Если не обращать внимания на легкий ливерпульский акцент, по его одежде, привычкам и стилю жизни не скажешь, что Джим всю жизнь провел в муниципальном доме, зарабатывая десять фунтов в неделю. И уж никак об этом не догадаешься, увидев его на скачках. Вот там он настоящий джентльмен.

Оставив работу, приобретя дом и, главное, женившись, он стал абсолютно счастливым человеком. Но главный его праздник состоялся на шестьдесят второй день рождения. Это было вечером 6 июля 1964 года, когда состоялась премьера первого фильма «Битлз».

«Потом мы все поехали в Дорчестер. Там была принцесса Маргарет. Я видел, как Пол кому-то помахал и ему передали пакет. Он вручил его мне: „Держи, пап, всего тебе наилучшего…“ Я открыл пакет — а там фотография лошади.
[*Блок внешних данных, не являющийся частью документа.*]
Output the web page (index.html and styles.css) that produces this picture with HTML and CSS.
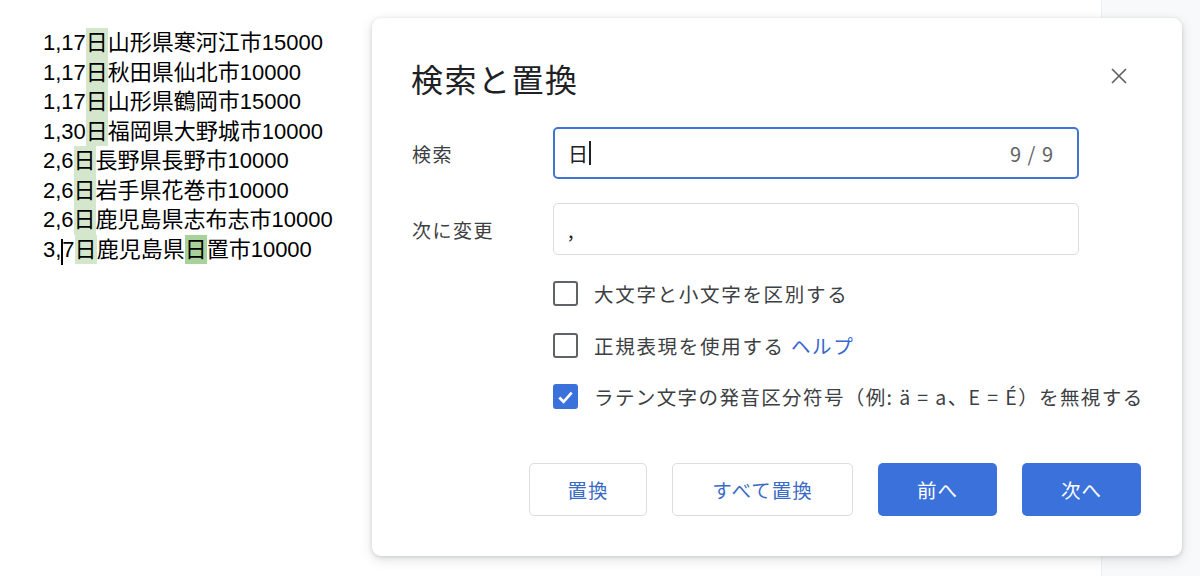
FILE: index.html
```html
<!DOCTYPE html>
<html lang="ja">
<head>
<meta charset="utf-8">
<title>検索と置換</title>
<link rel="stylesheet" href="styles.css">
</head>
<body>
<div class="screen">
  <div class="page">
    <div class="doc">
      <div class="line">1,17<span class="hl">日</span>山形県寒河江市15000</div>
      <div class="line">1,17<span class="hl">日</span>秋田県仙北市10000</div>
      <div class="line">1,17<span class="hl">日</span>山形県鶴岡市15000</div>
      <div class="line">1,30<span class="hl">日</span>福岡県大野城市10000</div>
      <div class="line">2,6<span class="hl">日</span>長野県長野市10000</div>
      <div class="line">2,6<span class="hl">日</span>岩手県花巻市10000</div>
      <div class="line">2,6<span class="hl">日</span>鹿児島県志布志市10000</div>
      <div class="line">3,<span class="caret"></span>7<span class="hl">日</span>鹿児島県<span class="hl hl-cur">日</span>置市10000</div>
    </div>
  </div>
  <div class="side"></div>

  <div class="dialog" role="dialog">
    <div class="dlg-head">
      <h1 class="dlg-title">検索と置換</h1>
      <button class="close" aria-label="閉じる">
        <svg width="16" height="16" viewBox="0 0 16 16"><path d="M1 1L15 15M15 1L1 15" stroke="#5f6368" stroke-width="1.7" fill="none"/></svg>
      </button>
    </div>
    <div class="field">
      <label class="field-label">検索</label>
      <div class="input input-focus"><span class="val">日<span class="tcaret"></span></span><span class="count">9 / 9</span></div>
    </div>
    <div class="field">
      <label class="field-label">次に変更</label>
      <div class="input"><span class="val">,</span></div>
    </div>
    <div class="options">
      <div class="opt"><span class="box"></span><span class="opt-text">大文字と小文字を区別する</span></div>
      <div class="opt"><span class="box"></span><span class="opt-text">正規表現を使用する <a class="help">ヘルプ</a></span></div>
      <div class="opt"><span class="box box-on"><svg width="22" height="22" viewBox="0 0 22 22"><path d="M4.5 11.5L9 16L17.5 6.5" stroke="#fff" stroke-width="2.8" fill="none"/></svg></span><span class="opt-text opt-long">ラテン文字の発音区分符号（例: ä = a、E = É）を無視する</span></div>
    </div>
    <div class="actions">
      <button class="btn btn-outline btn-w1">置換</button>
      <button class="btn btn-outline btn-w2">すべて置換</button>
      <button class="btn btn-fill">前へ</button>
      <button class="btn btn-fill">次へ</button>
    </div>
  </div>
</div>
</body>
</html>
```
FILE: styles.css
```css
* { box-sizing: border-box; }
html, body { margin: 0; padding: 0; }
body {
  font-family: "Liberation Sans", "Noto Sans CJK JP", sans-serif;
  color: #000;
  background: #fff;
}
.screen {
  position: relative;
  width: 1200px;
  height: 576px;
  display: flex;
  overflow: hidden;
}
.page {
  width: 1101px;
  background: #fff;
  padding: 28px 0 0 43px;
}
.side {
  flex: 1;
  background: #f8f9fa;
  border-left: 1px solid #eceef0;
}
.doc {
  font-size: 22px;
}
.line {
  height: 29.5px;
  line-height: 29.5px;
  white-space: nowrap;
}
.hl {
  display: inline-block;
  height: 29.5px;
  background: #d4e7cc;
}
.hl-cur { background: #a9d19b; }
.caret {
  display: inline-block;
  width: 2px;
  height: 26px;
  background: #000;
  vertical-align: -8px;
  margin-right: -1px;
}

/* dialog */
.dialog {
  position: absolute;
  left: 372px;
  top: 18px;
  width: 810px;
  height: 538px;
  background: #fff;
  border-radius: 9px;
  box-shadow: 0 4px 12px rgba(60, 64, 67, 0.15), 0 1px 4px rgba(60, 64, 67, 0.18);
  padding: 0 41px 0 40px;
  font-family: "Noto Sans CJK JP", "Liberation Sans", sans-serif;
}
.dlg-head {
  height: 80px;
  padding-top: 40px;
  display: flex;
  justify-content: space-between;
  align-items: center;
}
.dlg-title {
  margin: 0 0 0 -1px;
  font-size: 32px;
  font-weight: 400;
  line-height: 40px;
  letter-spacing: 1.5px;
  color: #202124;
}
.close {
  border: 0;
  background: none;
  padding: 0;
  width: 16px;
  height: 16px;
  margin-right: 14px;
  margin-top: -4px;
  display: flex;
}
.field {
  display: grid;
  grid-template-columns: 141px 526px;
  align-items: center;
  margin-top: 24px;
}
.dlg-head + .field { margin-top: 29px; }
.field-label {
  font-size: 19px;
  color: #3c4043;
  letter-spacing: 1.5px;
}
.input {
  height: 52px;
  border: 1px solid #dadce0;
  border-radius: 5px;
  display: flex;
  align-items: center;
  justify-content: space-between;
  padding: 0 23px 0 14px;
  font-size: 20px;
  color: #202124;
}
.input-focus {
  border: 2px solid #4275d1;
  padding-left: 13px;
}
.val { display: flex; align-items: center; }
.tcaret {
  display: inline-block;
  width: 1.5px;
  height: 24px;
  background: #202124;
  margin-left: 1px;
}
.count {
  color: #5f6368;
  font-size: 20px;
  letter-spacing: 1px;
}
.options {
  margin: 13px 0 0 141px;
}
.opt {
  height: 51.5px;
  display: flex;
  align-items: center;
}
.box {
  width: 25px;
  height: 25px;
  border: 2px solid #5f6368;
  border-radius: 3px;
  margin-right: 16px;
  flex: none;
  display: flex;
  align-items: center;
  justify-content: center;
}
.box-on {
  background: #3b71db;
  border-color: #3b71db;
}
.opt-text {
  font-size: 19.5px;
  color: #3c4043;
  letter-spacing: 1.7px;
  white-space: nowrap;
}
.opt-long { letter-spacing: 1.4px; }
.help { color: #3467cf; }
.actions {
  margin-top: 40px;
  display: flex;
  justify-content: flex-end;
  gap: 25px;
}
.btn {
  height: 53px;
  border-radius: 5px;
  font-family: "Noto Sans CJK JP", "Liberation Sans", sans-serif;
  font-size: 19.5px;
  letter-spacing: 1px;
  padding: 0;
}
.btn-outline {
  background: #fff;
  border: 1px solid #dadce0;
  color: #3a6bc6;
}
.btn-w1 { width: 118px; }
.btn-w2 { width: 181px; }
.btn-fill {
  width: 119px;
  background: #3b71db;
  border: 0;
  color: #fff;
}
```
Очень мило, говорю, а сам думаю: на кой мне сдалась фотография лошади?.. Пол, видимо, заметил, какое у меня лицо. И говорит: „Это не просто фотография. Я этого чертова коня купил. Теперь он твой и в субботу участвует в скачках в Честере“».

Знаменитый мерин Дрейкс Драм обошелся Полу в тысячу пятьдесят фунтов. Пол оплачивает и его тренинг: шестьдесят фунтов в месяц. В 1966 году Дрейкс Драм выиграл три тысячи фунтов, включая тысячу на скачках в Ньюбери и скачки перед «Гранд Нэшнл» на ипподроме в Эйнтри.

Джим ни в чем не нуждается. Как у всех битловских родителей, у него есть счет, откуда он может снимать сколько угодно денег. Джим обходится без показухи, но, похоже, больше прочих любит и смакует буржуазную жизнь.

«Перемены свалились на меня неожиданно — мне было шестьдесят два. Я не сразу привык. А теперь я как рыба в воде. Слова на манер аристократов не растягиваю, но жизни радуюсь. Будто всегда так жил».